- [Data]
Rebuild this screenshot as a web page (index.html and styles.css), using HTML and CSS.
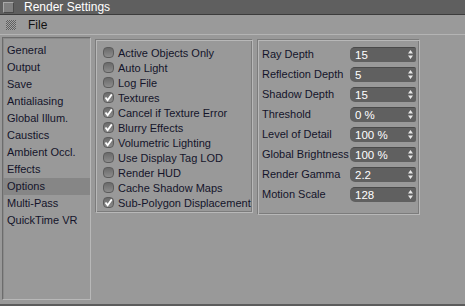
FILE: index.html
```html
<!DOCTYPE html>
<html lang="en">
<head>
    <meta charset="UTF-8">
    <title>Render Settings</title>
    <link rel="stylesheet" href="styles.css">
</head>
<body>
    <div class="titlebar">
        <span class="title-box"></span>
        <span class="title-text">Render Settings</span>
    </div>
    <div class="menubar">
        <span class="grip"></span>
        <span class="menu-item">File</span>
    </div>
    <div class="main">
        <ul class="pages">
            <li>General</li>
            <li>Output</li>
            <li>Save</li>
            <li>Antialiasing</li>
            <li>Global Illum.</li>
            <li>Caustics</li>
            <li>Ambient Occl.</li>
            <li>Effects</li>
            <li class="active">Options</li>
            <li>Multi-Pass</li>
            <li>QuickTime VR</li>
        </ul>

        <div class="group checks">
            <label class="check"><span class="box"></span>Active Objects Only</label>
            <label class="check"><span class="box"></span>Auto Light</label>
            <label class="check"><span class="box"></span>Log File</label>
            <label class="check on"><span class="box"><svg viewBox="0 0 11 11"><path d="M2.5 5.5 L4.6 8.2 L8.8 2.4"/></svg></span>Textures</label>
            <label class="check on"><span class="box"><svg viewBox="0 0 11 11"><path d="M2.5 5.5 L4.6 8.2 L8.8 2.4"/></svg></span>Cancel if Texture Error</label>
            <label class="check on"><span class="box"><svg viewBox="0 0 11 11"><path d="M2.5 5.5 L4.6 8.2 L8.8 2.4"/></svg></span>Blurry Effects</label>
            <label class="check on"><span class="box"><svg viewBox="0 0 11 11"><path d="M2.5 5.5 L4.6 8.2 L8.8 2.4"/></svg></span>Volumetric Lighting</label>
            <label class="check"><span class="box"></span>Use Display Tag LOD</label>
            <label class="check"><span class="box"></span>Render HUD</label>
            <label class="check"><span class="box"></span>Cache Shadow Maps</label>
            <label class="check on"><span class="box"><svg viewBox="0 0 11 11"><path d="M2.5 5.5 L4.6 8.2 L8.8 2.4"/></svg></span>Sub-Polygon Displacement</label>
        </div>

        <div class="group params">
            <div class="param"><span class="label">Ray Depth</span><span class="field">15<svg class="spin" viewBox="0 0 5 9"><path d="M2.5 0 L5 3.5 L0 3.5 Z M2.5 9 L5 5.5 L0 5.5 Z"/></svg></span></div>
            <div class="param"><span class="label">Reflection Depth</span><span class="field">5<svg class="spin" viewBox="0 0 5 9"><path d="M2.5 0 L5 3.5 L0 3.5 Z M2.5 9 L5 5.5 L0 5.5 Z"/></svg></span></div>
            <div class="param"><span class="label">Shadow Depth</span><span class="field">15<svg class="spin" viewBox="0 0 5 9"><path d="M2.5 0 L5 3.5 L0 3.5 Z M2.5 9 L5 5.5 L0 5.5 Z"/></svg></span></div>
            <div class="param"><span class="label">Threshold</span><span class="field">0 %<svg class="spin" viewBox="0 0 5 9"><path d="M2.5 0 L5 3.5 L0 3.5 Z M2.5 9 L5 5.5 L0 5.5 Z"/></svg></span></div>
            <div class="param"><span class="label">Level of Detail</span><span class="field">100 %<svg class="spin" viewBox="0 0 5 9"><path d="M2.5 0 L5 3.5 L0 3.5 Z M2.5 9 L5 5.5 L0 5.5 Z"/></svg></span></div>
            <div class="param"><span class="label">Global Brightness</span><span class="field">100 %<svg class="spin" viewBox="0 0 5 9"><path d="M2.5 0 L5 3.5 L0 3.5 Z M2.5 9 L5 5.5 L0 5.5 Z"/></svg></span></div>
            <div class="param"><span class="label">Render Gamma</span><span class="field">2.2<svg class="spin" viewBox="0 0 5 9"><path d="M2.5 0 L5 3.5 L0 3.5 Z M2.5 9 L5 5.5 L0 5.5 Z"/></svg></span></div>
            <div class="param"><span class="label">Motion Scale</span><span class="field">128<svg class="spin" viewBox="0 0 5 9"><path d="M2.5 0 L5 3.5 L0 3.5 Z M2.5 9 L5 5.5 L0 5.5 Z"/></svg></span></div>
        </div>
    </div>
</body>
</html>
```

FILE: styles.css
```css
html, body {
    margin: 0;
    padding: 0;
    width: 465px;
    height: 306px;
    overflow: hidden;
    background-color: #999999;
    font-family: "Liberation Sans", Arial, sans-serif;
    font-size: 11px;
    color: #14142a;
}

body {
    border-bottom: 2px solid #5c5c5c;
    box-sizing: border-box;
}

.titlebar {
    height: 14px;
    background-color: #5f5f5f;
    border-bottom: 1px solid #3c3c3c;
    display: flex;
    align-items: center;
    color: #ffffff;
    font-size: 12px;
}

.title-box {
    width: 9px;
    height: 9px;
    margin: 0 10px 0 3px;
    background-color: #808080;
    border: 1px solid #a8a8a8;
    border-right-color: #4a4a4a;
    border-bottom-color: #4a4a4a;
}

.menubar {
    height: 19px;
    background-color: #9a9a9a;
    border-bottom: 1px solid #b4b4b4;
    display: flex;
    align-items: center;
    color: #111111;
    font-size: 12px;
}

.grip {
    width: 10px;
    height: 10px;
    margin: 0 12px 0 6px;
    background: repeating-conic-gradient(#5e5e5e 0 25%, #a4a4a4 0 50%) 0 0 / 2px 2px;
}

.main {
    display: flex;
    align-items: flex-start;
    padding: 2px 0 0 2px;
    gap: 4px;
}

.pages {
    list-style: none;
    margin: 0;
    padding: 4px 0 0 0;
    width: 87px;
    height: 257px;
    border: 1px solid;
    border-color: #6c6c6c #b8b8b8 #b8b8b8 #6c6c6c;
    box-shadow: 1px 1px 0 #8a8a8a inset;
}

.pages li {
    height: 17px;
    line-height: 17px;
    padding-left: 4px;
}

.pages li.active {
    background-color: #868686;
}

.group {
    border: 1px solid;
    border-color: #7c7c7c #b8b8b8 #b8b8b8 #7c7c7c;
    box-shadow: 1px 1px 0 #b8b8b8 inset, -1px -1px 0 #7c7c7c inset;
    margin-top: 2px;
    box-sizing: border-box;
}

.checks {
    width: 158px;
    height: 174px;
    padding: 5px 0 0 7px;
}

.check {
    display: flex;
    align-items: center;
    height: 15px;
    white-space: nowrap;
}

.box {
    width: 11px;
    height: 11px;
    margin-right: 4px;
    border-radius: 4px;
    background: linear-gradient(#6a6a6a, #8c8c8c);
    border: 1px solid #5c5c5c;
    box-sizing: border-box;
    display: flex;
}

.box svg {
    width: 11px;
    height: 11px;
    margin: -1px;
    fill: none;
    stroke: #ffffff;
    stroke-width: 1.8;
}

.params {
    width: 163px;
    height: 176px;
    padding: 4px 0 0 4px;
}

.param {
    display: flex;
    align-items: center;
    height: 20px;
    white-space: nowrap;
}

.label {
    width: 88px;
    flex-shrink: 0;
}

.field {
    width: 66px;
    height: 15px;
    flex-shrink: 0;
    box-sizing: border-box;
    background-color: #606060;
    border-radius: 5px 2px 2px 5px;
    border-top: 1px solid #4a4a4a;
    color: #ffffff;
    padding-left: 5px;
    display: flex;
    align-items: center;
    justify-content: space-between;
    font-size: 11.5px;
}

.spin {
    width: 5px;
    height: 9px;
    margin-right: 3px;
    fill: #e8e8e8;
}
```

- [Exercise aim]
Omit the pictures, then output the rest of the listing exactly.

- [Solution for this problem]
Rebuild this screenshot as a web page (index.html and styles.css), using HTML and CSS.
FILE: index.html
```html
<!DOCTYPE html>
<html lang="en">
<head>
    <meta charset="UTF-8">
    <title>Render Settings</title>
    <link rel="stylesheet" href="styles.css">
</head>
<body>
    <div class="titlebar">
        <span class="title-box"></span>
        <span class="title-text">Render Settings</span>
    </div>
    <div class="menubar">
        <span class="grip"></span>
        <span class="menu-item">File</span>
    </div>
    <div class="main">
        <ul class="pages">
            <li>General</li>
            <li>Output</li>
            <li>Save</li>
            <li>Antialiasing</li>
            <li>Global Illum.</li>
            <li>Caustics</li>
            <li>Ambient Occl.</li>
            <li>Effects</li>
            <li class="active">Options</li>
            <li>Multi-Pass</li>
            <li>QuickTime VR</li>
        </ul>

        <div class="group checks">
            <label class="check"><span class="box"></span>Active Objects Only</label>
            <label class="check"><span class="box"></span>Auto Light</label>
            <label class="check"><span class="box"></span>Log File</label>
            <label class="check on"><span class="box"><svg viewBox="0 0 11 11"><path d="M2.5 5.5 L4.6 8.2 L8.8 2.4"/></svg></span>Textures</label>
            <label class="check on"><span class="box"><svg viewBox="0 0 11 11"><path d="M2.5 5.5 L4.6 8.2 L8.8 2.4"/></svg></span>Cancel if Texture Error</label>
            <label class="check on"><span class="box"><svg viewBox="0 0 11 11"><path d="M2.5 5.5 L4.6 8.2 L8.8 2.4"/></svg></span>Blurry Effects</label>
            <label class="check on"><span class="box"><svg viewBox="0 0 11 11"><path d="M2.5 5.5 L4.6 8.2 L8.8 2.4"/></svg></span>Volumetric Lighting</label>
            <label class="check"><span class="box"></span>Use Display Tag LOD</label>
            <label class="check"><span class="box"></span>Render HUD</label>
            <label class="check"><span class="box"></span>Cache Shadow Maps</label>
            <label class="check on"><span class="box"><svg viewBox="0 0 11 11"><path d="M2.5 5.5 L4.6 8.2 L8.8 2.4"/></svg></span>Sub-Polygon Displacement</label>
        </div>

        <div class="group params">
            <div class="param"><span class="label">Ray Depth</span><span class="field">15<svg class="spin" viewBox="0 0 5 9"><path d="M2.5 0 L5 3.5 L0 3.5 Z M2.5 9 L5 5.5 L0 5.5 Z"/></svg></span></div>
            <div class="param"><span class="label">Reflection Depth</span><span class="field">5<svg class="spin" viewBox="0 0 5 9"><path d="M2.5 0 L5 3.5 L0 3.5 Z M2.5 9 L5 5.5 L0 5.5 Z"/></svg></span></div>
            <div class="param"><span class="label">Shadow Depth</span><span class="field">15<svg class="spin" viewBox="0 0 5 9"><path d="M2.5 0 L5 3.5 L0 3.5 Z M2.5 9 L5 5.5 L0 5.5 Z"/></svg></span></div>
            <div class="param"><span class="label">Threshold</span><span class="field">0 %<svg class="spin" viewBox="0 0 5 9"><path d="M2.5 0 L5 3.5 L0 3.5 Z M2.5 9 L5 5.5 L0 5.5 Z"/></svg></span></div>
            <div class="param"><span class="label">Level of Detail</span><span class="field">100 %<svg class="spin" viewBox="0 0 5 9"><path d="M2.5 0 L5 3.5 L0 3.5 Z M2.5 9 L5 5.5 L0 5.5 Z"/></svg></span></div>
            <div class="param"><span class="label">Global Brightness</span><span class="field">100 %<svg class="spin" viewBox="0 0 5 9"><path d="M2.5 0 L5 3.5 L0 3.5 Z M2.5 9 L5 5.5 L0 5.5 Z"/></svg></span></div>
            <div class="param"><span class="label">Render Gamma</span><span class="field">2.2<svg class="spin" viewBox="0 0 5 9"><path d="M2.5 0 L5 3.5 L0 3.5 Z M2.5 9 L5 5.5 L0 5.5 Z"/></svg></span></div>
            <div class="param"><span class="label">Motion Scale</span><span class="field">128<svg class="spin" viewBox="0 0 5 9"><path d="M2.5 0 L5 3.5 L0 3.5 Z M2.5 9 L5 5.5 L0 5.5 Z"/></svg></span></div>
        </div>
    </div>
</body>
</html>
```

FILE: styles.css
```css
html, body {
    margin: 0;
    padding: 0;
    width: 465px;
    height: 306px;
    overflow: hidden;
    background-color: #999999;
    font-family: "Liberation Sans", Arial, sans-serif;
    font-size: 11px;
    color: #14142a;
}

body {
    border-bottom: 2px solid #5c5c5c;
    box-sizing: border-box;
}

.titlebar {
    height: 14px;
    background-color: #5f5f5f;
    border-bottom: 1px solid #3c3c3c;
    display: flex;
    align-items: center;
    color: #ffffff;
    font-size: 12px;
}

.title-box {
    width: 9px;
    height: 9px;
    margin: 0 10px 0 3px;
    background-color: #808080;
    border: 1px solid #a8a8a8;
    border-right-color: #4a4a4a;
    border-bottom-color: #4a4a4a;
}

.menubar {
    height: 19px;
    background-color: #9a9a9a;
    border-bottom: 1px solid #b4b4b4;
    display: flex;
    align-items: center;
    color: #111111;
    font-size: 12px;
}

.grip {
    width: 10px;
    height: 10px;
    margin: 0 12px 0 6px;
    background: repeating-conic-gradient(#5e5e5e 0 25%, #a4a4a4 0 50%) 0 0 / 2px 2px;
}

.main {
    display: flex;
    align-items: flex-start;
    padding: 2px 0 0 2px;
    gap: 4px;
}

.pages {
    list-style: none;
    margin: 0;
    padding: 4px 0 0 0;
    width: 87px;
    height: 257px;
    border: 1px solid;
    border-color: #6c6c6c #b8b8b8 #b8b8b8 #6c6c6c;
    box-shadow: 1px 1px 0 #8a8a8a inset;
}

.pages li {
    height: 17px;
    line-height: 17px;
    padding-left: 4px;
}

.pages li.active {
    background-color: #868686;
}

.group {
    border: 1px solid;
    border-color: #7c7c7c #b8b8b8 #b8b8b8 #7c7c7c;
    box-shadow: 1px 1px 0 #b8b8b8 inset, -1px -1px 0 #7c7c7c inset;
    margin-top: 2px;
    box-sizing: border-box;
}

.checks {
    width: 158px;
    height: 174px;
    padding: 5px 0 0 7px;
}

.check {
    display: flex;
    align-items: center;
    height: 15px;
    white-space: nowrap;
}

.box {
    width: 11px;
    height: 11px;
    margin-right: 4px;
    border-radius: 4px;
    background: linear-gradient(#6a6a6a, #8c8c8c);
    border: 1px solid #5c5c5c;
    box-sizing: border-box;
    display: flex;
}

.box svg {
    width: 11px;
    height: 11px;
    margin: -1px;
    fill: none;
    stroke: #ffffff;
    stroke-width: 1.8;
}

.params {
    width: 163px;
    height: 176px;
    padding: 4px 0 0 4px;
}

.param {
    display: flex;
    align-items: center;
    height: 20px;
    white-space: nowrap;
}

.label {
    width: 88px;
    flex-shrink: 0;
}

.field {
    width: 66px;
    height: 15px;
    flex-shrink: 0;
    box-sizing: border-box;
    background-color: #606060;
    border-radius: 5px 2px 2px 5px;
    border-top: 1px solid #4a4a4a;
    color: #ffffff;
    padding-left: 5px;
    display: flex;
    align-items: center;
    justify-content: space-between;
    font-size: 11.5px;
}

.spin {
    width: 5px;
    height: 9px;
    margin-right: 3px;
    fill: #e8e8e8;
}
```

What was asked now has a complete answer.